16 Jul 2018

Trump protest: 'Sometimes you have to march'

7:58 pm on 16 July 2018

By James Nokise*

Opinion - "Hey James, me and Janey Godley are going to Trump's Golf Course tomorrow to tell him to F**k off. Ye wanna come?"

Protests in Edinburgh, Scotland.

Protests in Edinburgh, Scotland. Photo: AFP

That's how I found myself in a small car with Irish comedian Martin Mor, at 6am on a Saturday, driving from Edinburgh to Glasglow to pick up Scottish Comedy legend, Janey Godley, on the way to Turnbury; a small coastal village with one major feature - a golf course owned by President Donald Trump.

Janey had come to international attention at Trump's last Scottish visit by showing up at Turnbury with a simple sign: "Trump is a C**t" (I've added the stars).

Now the "C bomb", to be fair, flows much more freely in Scotland, than in New Zealand, and definitely more freely than in the United States.

Ask Janey and she would tell you it wasn't just a statement from her but, as she saw it, from women around the world, delivered with that magnificent Glaswegian scowl, to a man who constantly demeaned women.

The police were under instructions to confiscate any signs with abusive language, as Trump was no longer just a robber baron with presidential aspirations, but a world leader with all the complications that involved.

We knew about those instructions because Janey had been chatting with them via email. They didn't want anything violent to go down, and I heavily endorsed that result. Especially when we showed up to find there were hundreds of police - many who were back from cancelled leave - forming a physical perimeter around the golf course. There were mounted police and snipers in a scaffolding tower too.

London's protest had 250,000 people. Because we'd gotten up at 6am, we were the first ones there. A Kiwi, an Irishman and a Scotswoman walk toward a police line ...

Janey had made a new sign: "Trump is a runt". Write that out, cover the bottom of the "r", and you'll see her cunning and perfectly legal plan. Martin, with wonderfully cutting Irish understatement, had a sign reading "Donald Trump is not nice".

I wanted to write something that would piss him off, but he wouldn't care. I knew Janey would be in the world media, which probably meant I'd be in the world media. No one would know who I was, but they'd see my sign.

So I wrote "K*f* Trump".

It is the most violent word in the Samoan language. It's worse than the C bomb and recognised throughout the Pacific as a quick way to starting a fight with a Samoan.

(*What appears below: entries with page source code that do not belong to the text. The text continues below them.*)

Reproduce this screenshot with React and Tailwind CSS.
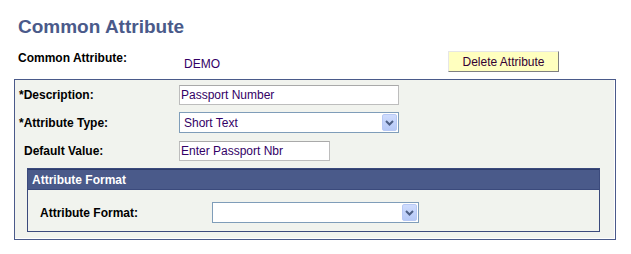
import React from 'react';

const font = { fontFamily: '"Liberation Sans", Arial, sans-serif' };

function Chevron() {
  return (
    <svg width="9" height="6" viewBox="0 0 9 6" className="block">
      <path d="M1 1 L4.5 4.5 L8 1" fill="none" stroke="#4d5f85" strokeWidth="2" />
    </svg>
  );
}

function Select({ value, width }) {
  return (
    <div
      className="flex items-center h-[21px] border border-[#7f9db9] bg-white"
      style={{ width }}
    >
      <div className="flex-1 pl-[4px] text-[12px] leading-[14px] text-[#330066] truncate">{value}</div>
      <div className="mr-[1px] flex items-center justify-center w-[15px] h-[17px] rounded-[2px] border border-[#b8c9f5] bg-gradient-to-b from-[#cfdcfd] to-[#b6c9f7]">
        <Chevron />
      </div>
    </div>
  );
}

function TextInput({ value, width }) {
  return (
    <div
      className="flex items-center h-[20px] border border-[#bdbdbd] border-t-[#a9a9a9] bg-white pl-[1px] text-[12px] leading-[14px] text-[#330066]"
      style={{ width }}
    >
      {value}
    </div>
  );
}

export default function App() {
  return (
    <div className="w-[631px] h-[254px] bg-white overflow-hidden" style={font}>
      <h1 className="pt-[16px] pl-[18px] text-[19px] leading-[22px] font-bold text-[#4a5a8a]">
        Common Attribute
      </h1>

      <div className="mt-[13px] flex items-start h-[21px]">
        <div className="pl-[18px] w-[184px] text-[12px] leading-[14px] font-bold text-black">
          Common Attribute:
        </div>
        <div className="mt-[6px] w-[264px] text-[12px] leading-[14px] text-[#330066]">DEMO</div>
        <button className="w-[111px] h-[21px] bg-[#ffffbf] border border-t-[#e6e6e6] border-l-[#e6e6e6] border-r-[#808080] border-b-[#808080] text-[12px] leading-[14px] text-[#330033]">
          Delete Attribute
        </button>
      </div>

      <div className="mt-[7px] ml-[14px] w-[602px] border border-[#4a5a8a] bg-white">
        <div className="mr-[1px] mb-[1px] bg-[#f1f3ee] pt-[5px] pb-[6px]">
          <div className="flex items-center pl-[4px]">
            <div className="w-[160px] text-[12px] leading-[14px] font-bold text-black">*Description:</div>
            <TextInput value="Passport Number" width={220} />
          </div>
          <div className="mt-[7px] flex items-center pl-[4px]">
            <div className="w-[160px] text-[12px] leading-[14px] font-bold text-black">*Attribute Type:</div>
            <Select value="Short Text" width={220} />
          </div>
          <div className="mt-[8px] flex items-center pl-[4px]">
            <div className="w-[160px] pl-[5px] text-[12px] leading-[14px] font-bold text-black">Default Value:</div>
            <TextInput value="Enter Passport Nbr" width={151} />
          </div>

          <div className="mt-[7px] ml-[12px] w-[573px] border border-[#3b4a7c]">
            <div className="h-[20px] flex items-center pl-[4px] bg-[#4a5a8a] border-t border-t-[#2f3d6b] text-[12px] leading-[14px] font-bold text-white">
              Attribute Format
            </div>
            <div className="border-t border-t-[#3b4a7c] bg-[#f1f3ee] pt-[12px] pb-[8px] flex items-center pl-[12px]">
              <div className="w-[172px] text-[12px] leading-[14px] font-bold text-black">Attribute Format:</div>
              <Select value="" width={207} />
            </div>
          </div>
        </div>
      </div>
    </div>
  );
}
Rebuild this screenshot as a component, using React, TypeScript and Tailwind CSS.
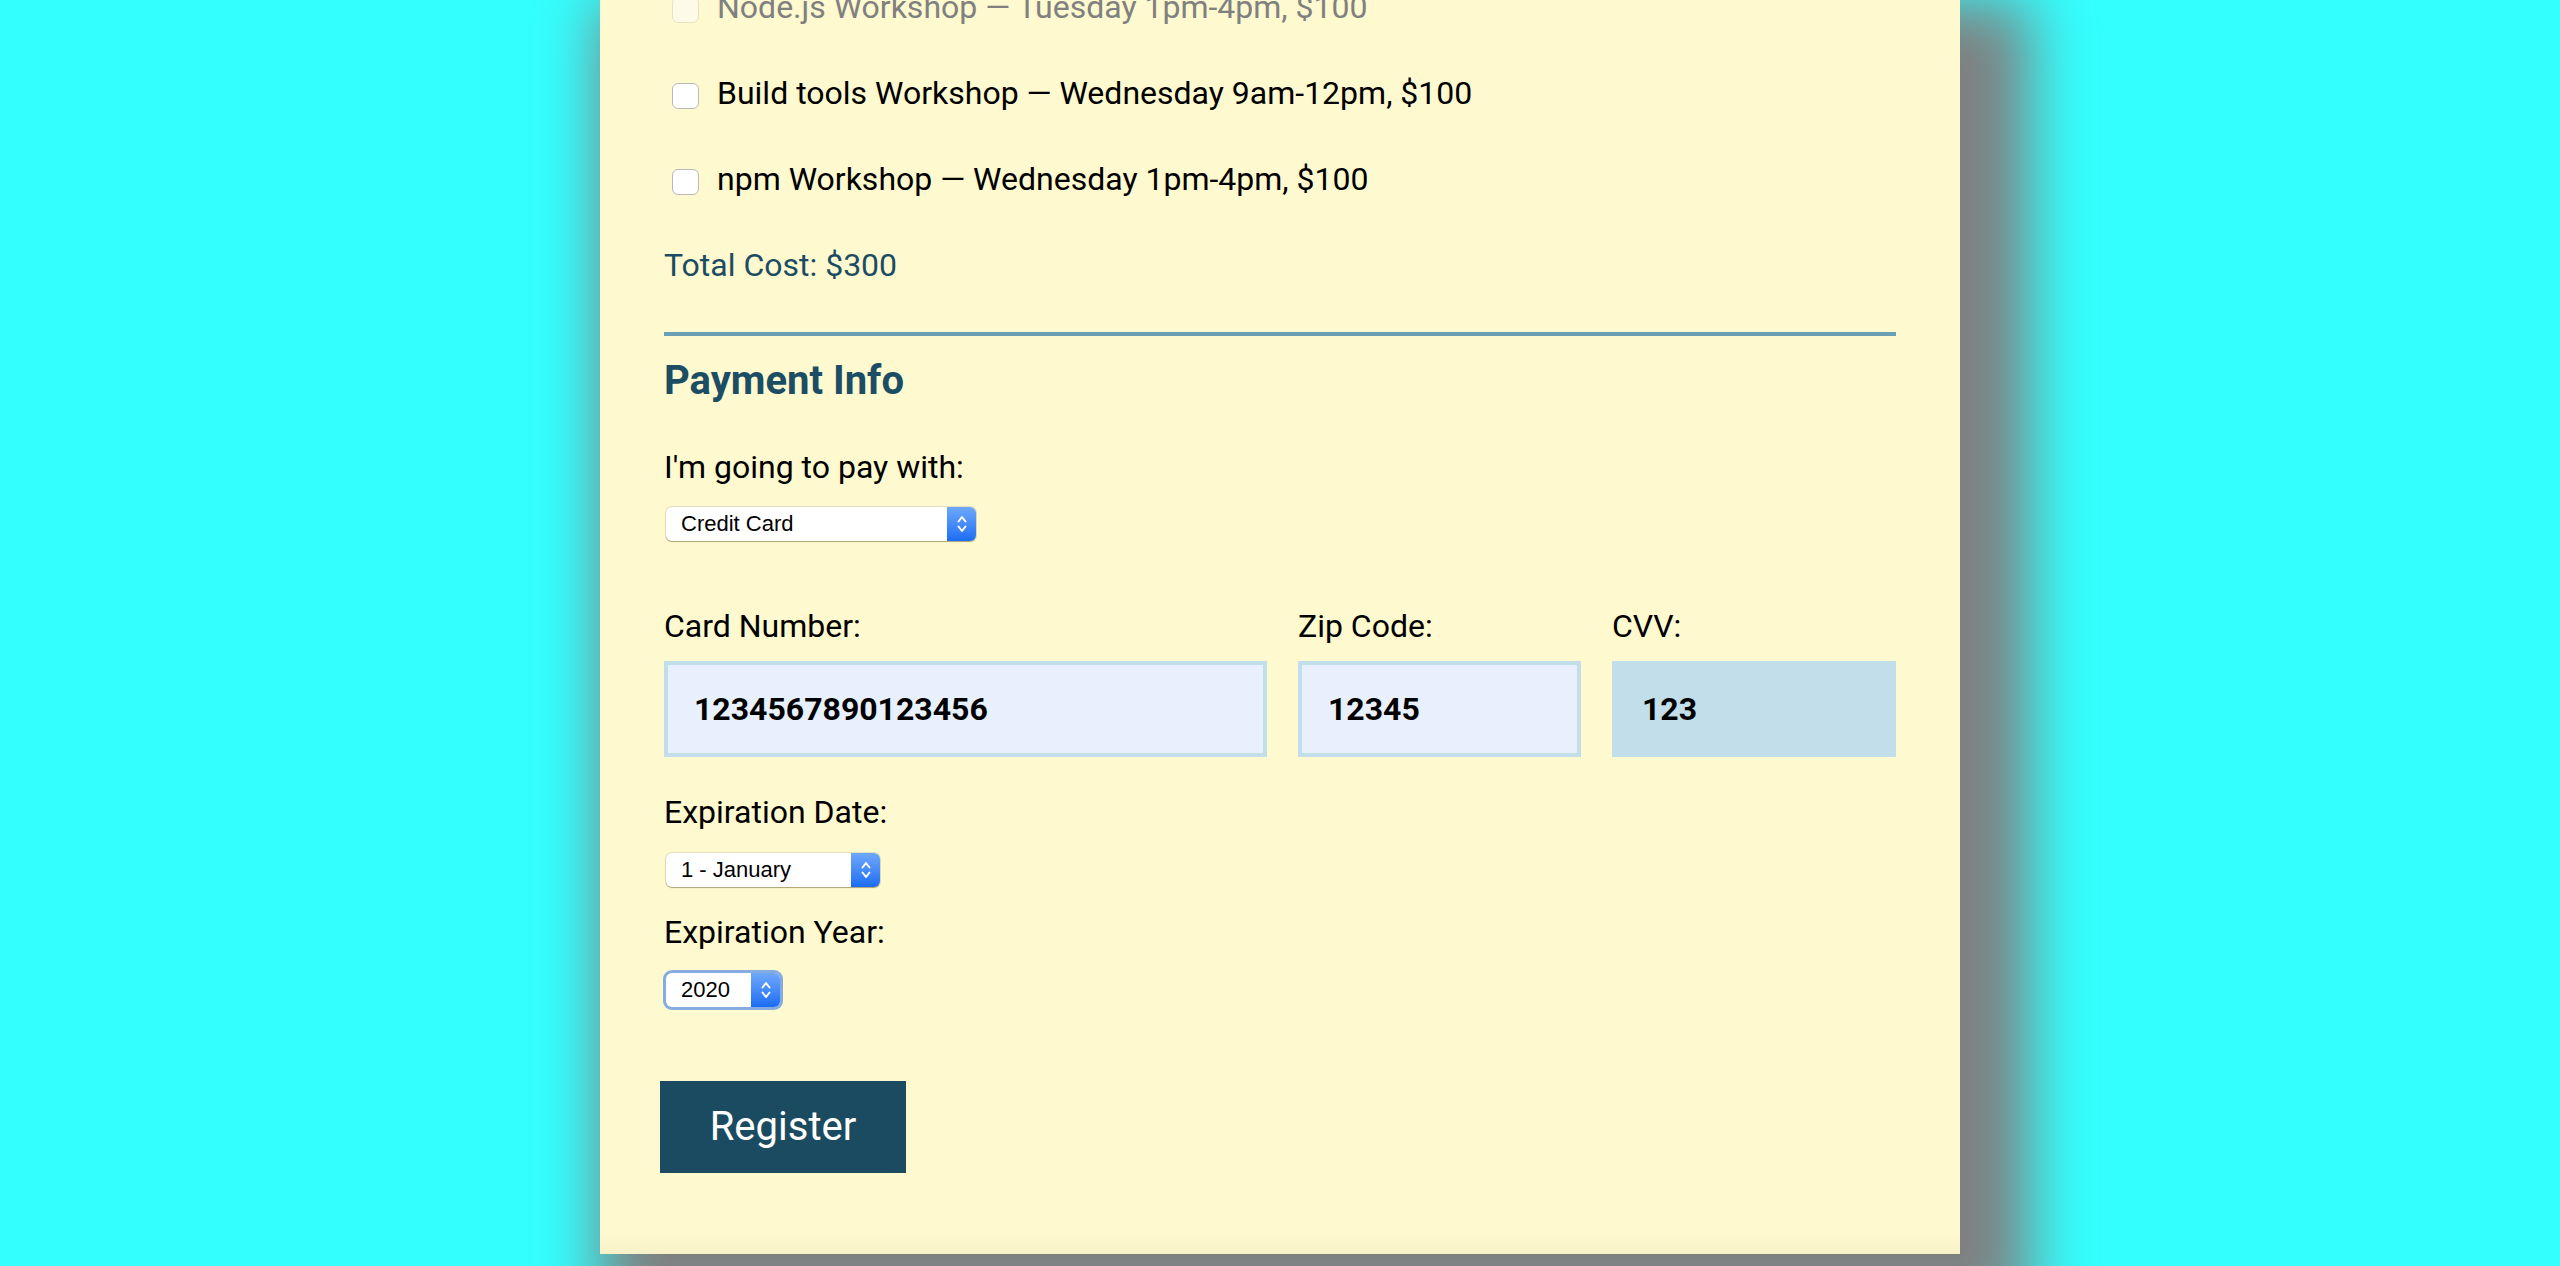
import React from "react"

const workshops = [
  { label: "Node.js Workshop — Tuesday 1pm-4pm, $100", disabled: true },
  { label: "Build tools Workshop — Wednesday 9am-12pm, $100", disabled: false },
  { label: "npm Workshop — Wednesday 1pm-4pm, $100", disabled: false },
]

function Chevrons() {
  return (
    <svg width="12" height="22" viewBox="0 0 12 22" fill="none" stroke="white" strokeWidth={2} strokeLinecap="round" strokeLinejoin="round">
      <path d="M2.5 8.5 L6 4 L9.5 8.5" />
      <path d="M2.5 13.5 L6 18 L9.5 13.5" />
    </svg>
  )
}

function MacSelect({ value, width, focused }: { value: string; width: string; focused?: boolean }) {
  return (
    <div
      className={`ml-[2px] flex h-[34px] ${width} rounded-[6px] bg-white shadow-[0_0_0_1px_rgba(0,0,0,0.1),0_1px_1px_rgba(120,105,40,0.45)] ${
        focused ? "ring-[3px] ring-[#85abe0]" : ""
      }`}
    >
      <span className="flex-1 pl-[15px] font-['Liberation_Sans',Arial,sans-serif] text-[22px] leading-[34px] text-black">
        {value}
      </span>
      <div className="flex w-[29px] items-center justify-center rounded-r-[6px] bg-gradient-to-b from-[#6ea8fa] to-[#1a6cf4]">
        <Chevrons />
      </div>
    </div>
  )
}

function Field({ label, value, filled }: { label: string; value: string; filled?: boolean }) {
  return (
    <div className="flex flex-col gap-[15px]">
      <label className="text-[32px] leading-[40px] text-black">{label}</label>
      <input
        readOnly
        value={value}
        className={`h-[96px] w-full border-4 border-[#c1deea] px-[26px] text-[32px] font-bold text-black outline-none ${
          filled ? "bg-[#e8f0fe]" : "bg-[#c1deea]"
        }`}
      />
    </div>
  )
}

export default function App() {
  return (
    <div className="h-[1266px] overflow-hidden bg-[#33ffff] font-['Roboto',sans-serif]">
      <div className="mx-auto flex w-[1360px] flex-col bg-[#fef9ce] px-16 pb-[81px] shadow-[35px_35px_60px_35px_#808080,inset_0_-28px_28px_-28px_rgba(0,0,0,0.07)]">
        <div className="-mt-[13px] flex flex-col gap-[46px]">
          {workshops.map((w) => (
            <label key={w.label} className="flex items-start gap-[18px] pl-[8px]">
              <input
                type="checkbox"
                disabled={w.disabled}
                className={`mt-[10px] h-[26px] w-[27px] shrink-0 appearance-none rounded-[6px] border ${
                  w.disabled ? "border-[#e6e2c4] bg-[#fdfbe8]" : "border-[#b9b9b9] bg-white"
                }`}
              />
              <span className={`text-[32px] leading-[40px] ${w.disabled ? "text-[#808080]" : "text-black"}`}>
                {w.label}
              </span>
            </label>
          ))}
          <p className="text-[32px] leading-[40px] text-[#1b4c64]">Total Cost: $300</p>
        </div>

        <div className="mt-[47px] h-[4px] bg-[#6c9fb4]" />

        <h2 className="mt-[21px] text-[40px] font-bold leading-[48px] text-[#1b4d65]">Payment Info</h2>

        <p className="mt-[42px] text-[32px] leading-[40px] text-black">I'm going to pay with:</p>
        <div className="mt-[20px]">
          <MacSelect value="Credit Card" width="w-[310px]" />
        </div>

        <div className="mt-[65px] grid grid-cols-[603px_283px_284px] gap-x-[31px]">
          <Field label="Card Number:" value="1234567890123456" filled />
          <Field label="Zip Code:" value="12345" filled />
          <Field label="CVV:" value="123" />
        </div>

        <p className="mt-[35px] text-[32px] leading-[40px] text-black">Expiration Date:</p>
        <div className="mt-[21px]">
          <MacSelect value="1 - January" width="w-[214px]" />
        </div>

        <p className="mt-[25px] text-[32px] leading-[40px] text-black">Expiration Year:</p>
        <div className="mt-[21px]">
          <MacSelect value="2020" width="w-[114px]" focused />
        </div>

        <div className="mt-[74px]">
          <button className="-ml-[4px] h-[92px] w-[246px] bg-[#1b4b61] text-[40px] text-white">Register</button>
        </div>
      </div>
    </div>
  )
}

I wanted Pacific people to see someone was there sneakily swearing at a symbol of colonial oppression. I also wanted non-Pacific people to go, "Did he mean Covfefe?" And then find out about the Pacific and the United States.

Sometimes you have to march, and sometimes you have to interrupt their golfing by calling them a big ol'. . . runt.

*James Nokise is a Billy T Award-shortlisted New Zealand comedian.